不過,小姐是要就這麽一直看着宸世子嗎?難道,她不去爲宸世子斷脈診療嗎?
内心的疑惑實在讓她有些忍不住了,終于,紅裳上前一步在毓筱的身邊低低的問道:“小姐,您不去……給宸世子,看看傷勢?”
終于,終于是說了,雖然與赤風的感應完全沒有同步,但好在,結果與赤風所期盼的并沒有差别。
恍惚有種淚流滿面的凄然感,赤風忽然什麽都不想說,心累。
哎,這些年跟着主子,他也真是夠了,内心早已經被虐的遍體鱗傷了……
有種被人戳中了短處的尴尬,毓筱僵了一僵後幹巴巴的笑了笑,對紅裳說道:“我這不就打算去了嘛。”
然而,她的内心卻是這樣的:看看傷勢?看什麽看?!本姑娘還以爲他銅皮鐵骨,不需要治療呢!
雖然是滿心的不樂意,可是身體卻是如此的誠實,三兩步就來到了墨宸的身邊,更是連查看傷勢的動作,也隻是看似粗魯,實則小心,甚至連弄疼他一分,也是不願意的。

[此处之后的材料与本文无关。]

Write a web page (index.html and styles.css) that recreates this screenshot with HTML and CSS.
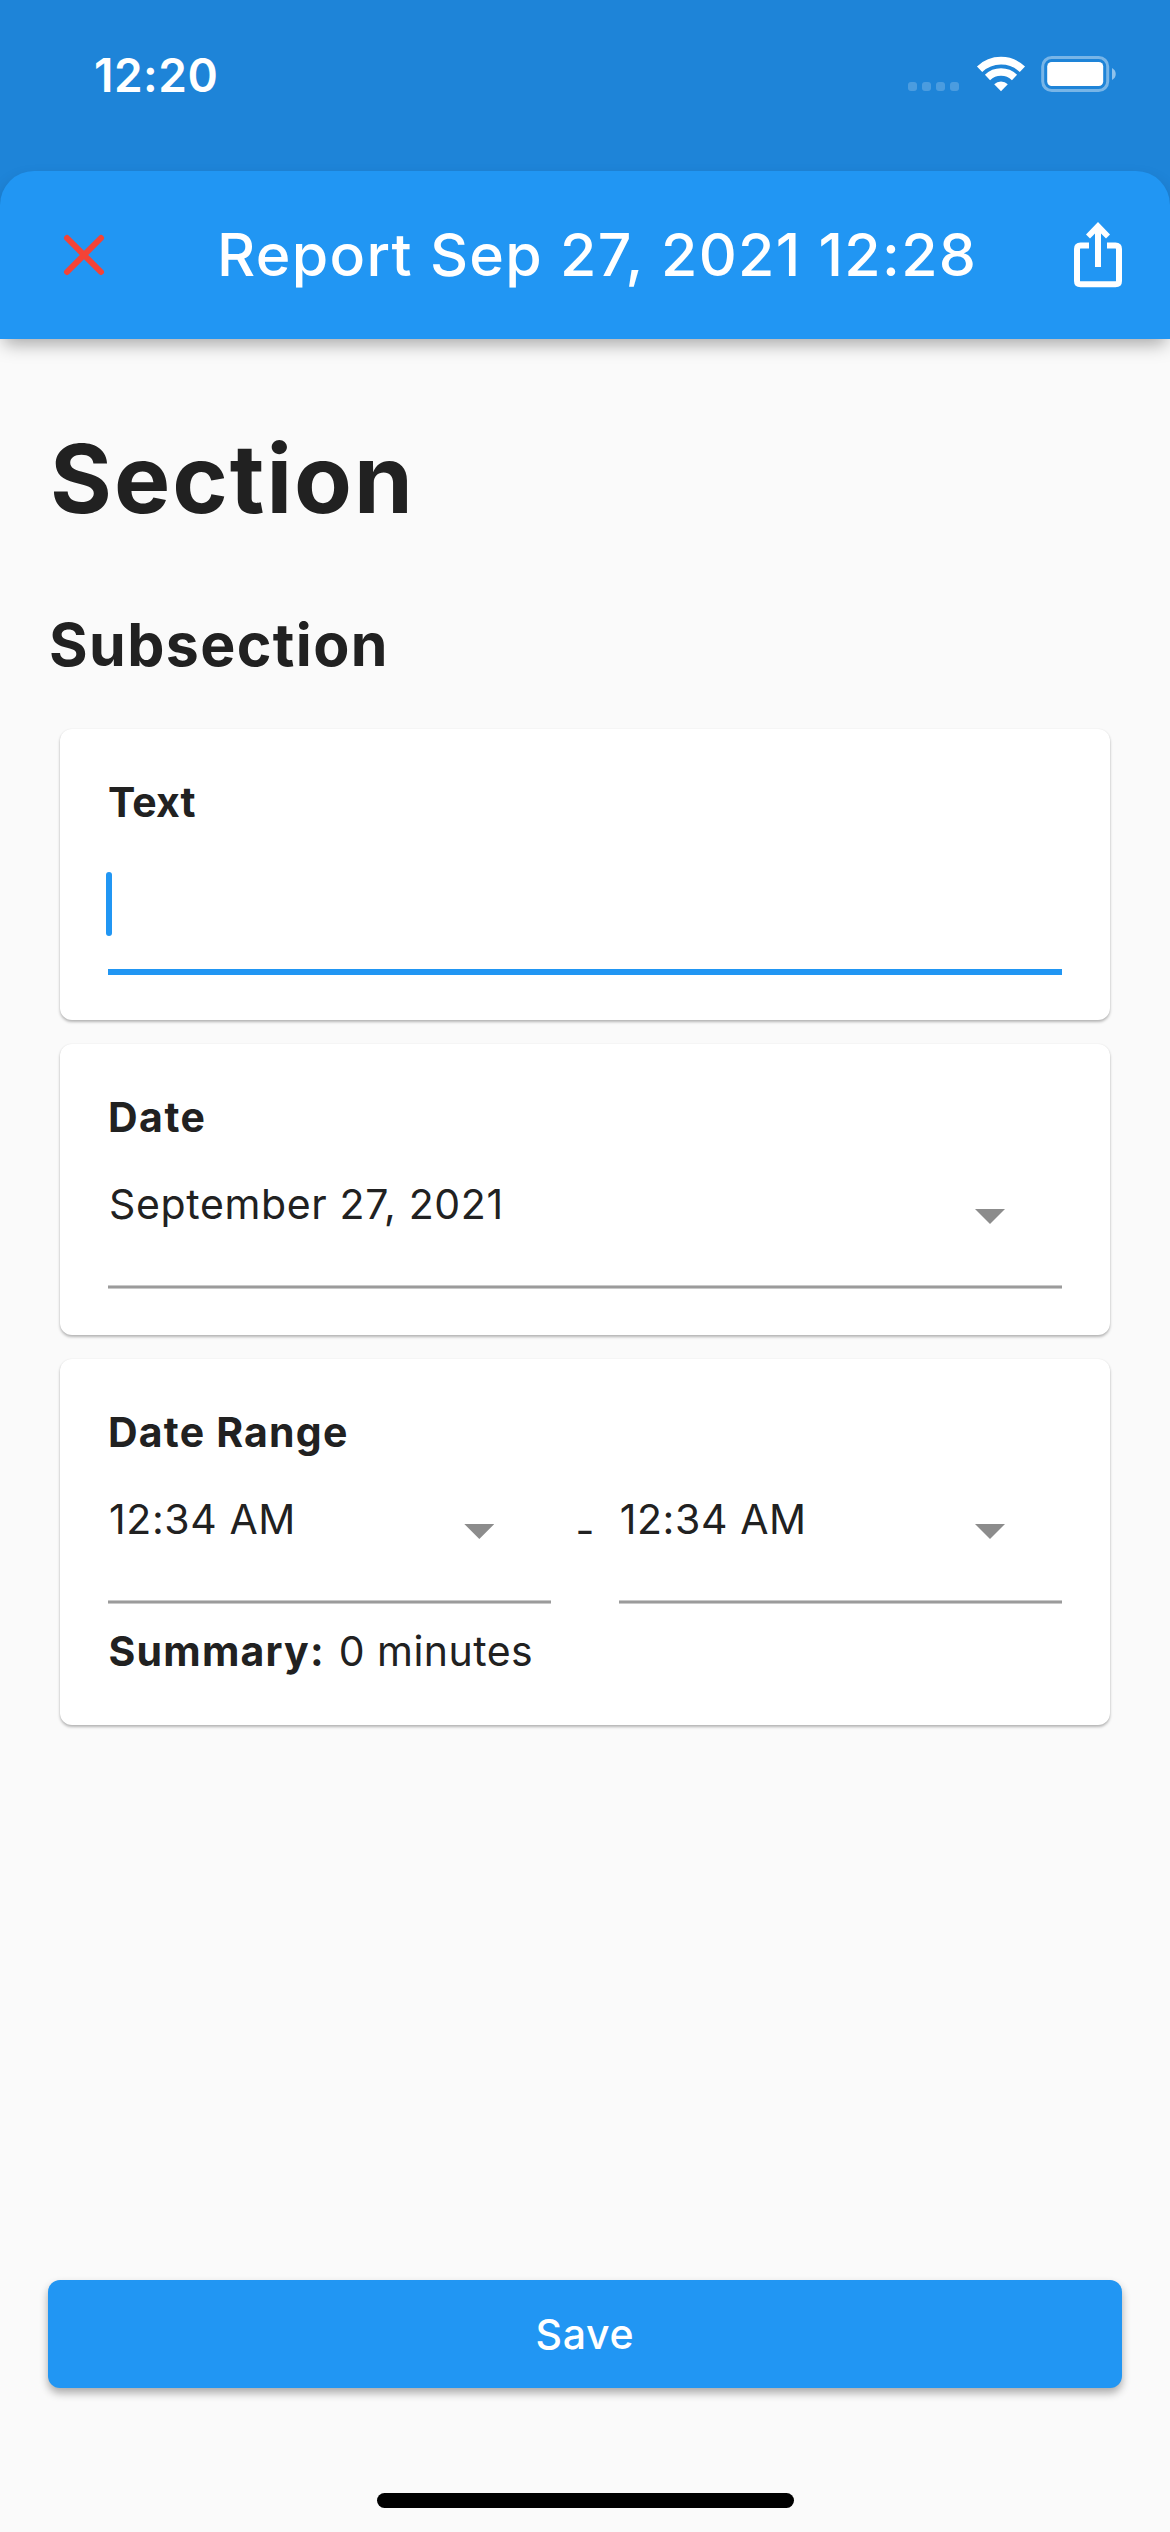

随着查看傷勢的時間越來越長,毓筱的臉色也是一寸一寸的變得難看無比,眸子裏就像是結了冰晶,冷的就如同那割斷生命的冰刃。
這一種憤怒是異常冷靜的,是一種暴風雨前壓抑的平靜。
真的是完全被這個裝模作樣的家夥給騙到了,以爲他還能自己走進來,還能抱着她“鬧别扭”,雖然最後發熱昏迷了,可是她總是以爲他也隻是風寒重了些罷了,卻沒想到,原來,他身上竟有這等重的内傷。
以她作爲大夫的專業态度來看,可以毫不客氣的說,這樣的傷,若是放在一般人的身上,怕是早已經橫屍一具了!哪裏還有給他折騰的機會?
其實,她心裏明白:他這樣做,也隻是不想要她擔心而已。可是,毓筱是真的不知道她究竟是應該感動,還是應該生氣。若是他真的不想要她擔心的話,難道不是應該乖乖的讓赤風和暗冥擡他進來嗎?逞這些強,又有什麽用?!
默不作聲的爲墨宸上藥、包紮、開藥,到最後收拾東西離開,自始至終,毓筱都沒有再說一句話。
她不知道她還能說點什麽,也同樣害怕:一旦她開口,不一定是先出聲,也許是先落淚……
幾乎是逃回到了自己的房間,毓筱将随她到此的紅裳關在了門外,身子無力的依靠着門扉滑落,她忽然覺得:也許,她确實應該離京了。
她想,她若是不在這裏,墨宸也就不再需要費那麽多的心力,就隻是爲了想隐瞞她便這樣折騰自己殘碎的身體了……
隻是……難道,對彼此在乎的人,就一定要用這樣的方式來相處嗎?爲什麽就不能選擇爲了她,更多的珍愛自己一些呢?